La semana pasada, el Consejo de Seguridad de Naciones Unidas respaldó el plan marroquí de autonomía para el Sáhara Occidental. Esto no significa que este organismo haya reconocido oficialmente la soberanía de Marruecos sobre el Sáhara, como se ha presentado en la prensa internacional. Sin embargo, sí supone un cambio de tono, ya que da legitimidad al plan marroquí y reduce la presión para que se celebre un referéndum de autodeterminación. Esta decisión se produce en medio de una oleada de reconocimientos oficiales al control marroquí del territorio. Reconocimientos que inició la administración de Donald Trump en 2020, cuando Estados Unidos avaló la soberanía marroquí sobre el Sáhara a cambio de la normalización de las relaciones diplomáticas de Marruecos con Israel. Desde entonces, varios países europeos (entre ellos España; el último, Bélgica) han seguido el mismo camino.
Mientras tanto, en estos días, miles de saharauis han salido a las calles en los campamentos de Tinduf para protestar contra lo que muchos consideran una nueva traición internacional.
Cada gesto internacional que legitima el colonialismo y la ocupación borra un poco más nuestra existencia política
Como es lógico, en Rabat lo celebran como un triunfo diplomático, mientras que en las zonas ocupadas, en los campamentos y en la diáspora los saharauis vemos como se nos entierra en vida. Porque cada gesto internacional que legitima el colonialismo y la ocupación borra un poco más nuestra existencia política. Nuestra cultura. Nuestra historia. Y esto tiene una razón: no somos una causa rentable. No tenemos suficiente petróleo, ni minerales raros, ni una diáspora fuerte… Y ahora ni siquiera contamos con la neutralidad de las grandes potencias mundiales.
Hablar de justicia para el Sáhara no conviene. No conviene a los gobiernos que negocian acuerdos de pesca o exportaciones de fosfatos. No conviene a los medios que apenas envían corresponsales o tratan el tema. No conviene a quienes prefieren pensar que los conflictos congelados son problemas resueltos. Pero el silencio también es una forma de violencia. Y el olvido, una herramienta de poder.

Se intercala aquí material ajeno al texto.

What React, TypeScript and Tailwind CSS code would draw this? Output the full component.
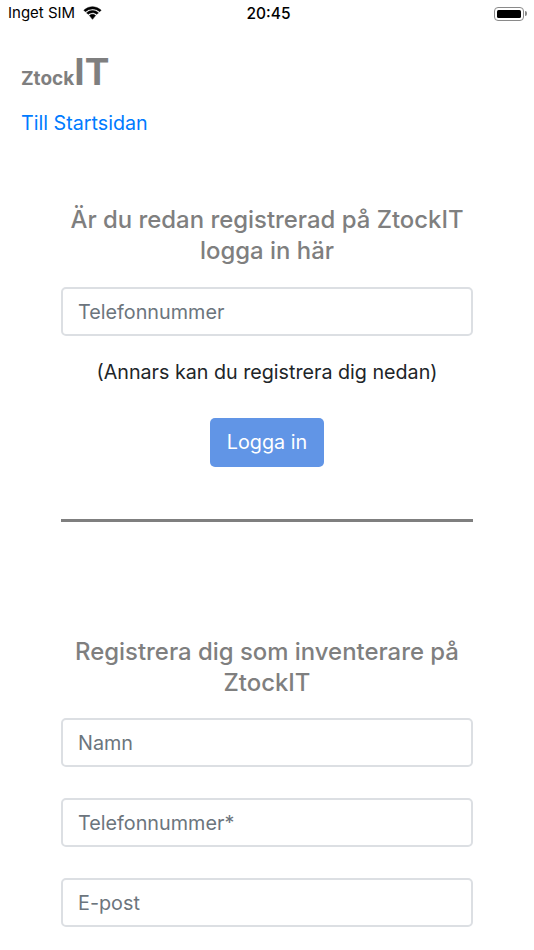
const Field = ({ placeholder }: { placeholder: string }) => (
  <input
    placeholder={placeholder}
    className="block w-full h-[49px] rounded-[5px] border-2 border-[#dcdfe3] bg-white px-[15px] text-[19.8px] text-[#6c757d] placeholder:text-[#6c757d] outline-none"
  />
);

export default function App() {
  return (
    <div className="h-[950px] overflow-hidden bg-white font-['Inter','Liberation_Sans',sans-serif]">
      {/* Status bar */}
      <div className="relative flex h-[27px] items-center justify-between pl-[8px] pr-[7px] text-[15px] text-black">
        <div className="flex items-center gap-[8px]">
          <span>Inget SIM</span>
          <svg width="19" height="14" viewBox="0 0 18 13" stroke="black" strokeWidth="0.5" className="-mt-[2px]">
            <path d="M9 2.6c2.6 0 5 1 6.8 2.7l1.4-1.5A12 12 0 0 0 9 .5 12 12 0 0 0 .8 3.8l1.4 1.5A10 10 0 0 1 9 2.6z" />
            <path d="M9 6.2c1.6 0 3 .6 4.2 1.6l1.4-1.5A8.300 8.300 0 0 0 9 4.100a8.300 8.300 0 0 0-5.600 2.200l1.400 1.500A6.300 6.300 0 0 1 9 6.200z" />
            <path d="M9 7.800c-1.100 0-2.100.4-2.900 1.100L9 12.500l2.900-3.600A4.400 4.400 0 0 0 9 7.800z" />
          </svg>
        </div>
        <span className="absolute left-[3px] right-0 text-center text-[15.5px] font-medium">20:45</span>
        <div className="flex items-center">
          <div className="h-[14px] w-[30px] rounded-[4px] border border-[#8a8a8a] p-[2px]">
            <div className="h-full w-full rounded-[1.5px] bg-black" />
          </div>
          <div className="ml-[1px] h-[5px] w-[2px] rounded-r bg-[#8a8a8a]" />
        </div>
      </div>

      {/* Logo */}
      <div className="mt-[21px] flex h-[48px] items-baseline pl-[21px] font-bold text-[#7f7f7f]">
        <span className="text-[19px]">Ztock</span>
        <span className="text-[37px] leading-[48px]">IT</span>
      </div>
      <a className="mt-[12px] block pl-[21px] text-[19.7px] leading-[30px] text-[#007bff]">Till Startsidan</a>

      <div className="mt-[66px] px-[61px]">
        <h2 className="text-center text-[23.9px] font-medium leading-[31px] text-[#7f7f7f]">
          Är du redan registrerad på ZtockIT logga in här
        </h2>
        <div className="mt-[21px]">
          <Field placeholder="Telefonnummer" />
        </div>
        <p className="mt-[21px] text-center text-[19.7px] leading-[31px] text-[#212529]">
          (Annars kan du registrera dig nedan)
        </p>
        <div className="mt-[30px] flex justify-center">
          <button className="h-[49px] w-[114px] rounded-[5px] bg-[#6195e6] text-[19.8px] text-white">Logga in</button>
        </div>
        <div className="mt-[52px] h-[3px] bg-[#7f7f7f]" />

        <h2 className="mt-[114px] text-center text-[23.9px] font-medium leading-[31px] text-[#7f7f7f]">
          Registrera dig som inventerare på ZtockIT
        </h2>
        <div className="mt-[20px] flex flex-col gap-[31px]">
          <Field placeholder="Namn" />
          <Field placeholder="Telefonnummer*" />
          <Field placeholder="E-post" />
        </div>
      </div>
    </div>
  );
}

Para muchos marroquíes, la Marcha Verde sigue siendo un símbolo de unidad nacional. Para los saharauis, supuso el comienzo de un largo exilio. La historia, como siempre, depende de quién la cuenta. De quién puede contarla. Cuando se nos borra de los libros, de las aulas, de las conversaciones cotidianas, el desierto avanza también sobre la memoria. De eso trata el soft colonialism (colonialismo blando): de reescribir las narrativas, de silenciar a las víctimas, de hacer que el tiempo desgaste la verdad. O así, al menos, lo entiendo yo.
En un mundo saturado de imágenes, el Sáhara apenas tiene rostro. Pero detrás de cada tienda en Tinduf hay una historia de resistencia. Detrás de cada bandera olvidada, la dignidad de una persona que se niega a rendirse. A ser olvidada.
Farah Dih (Argelia, 1991) nació en los campamentos de refugiados saharauis de Tinduf. Es escritora y profesora en la Universidad de Nueva York en Madrid.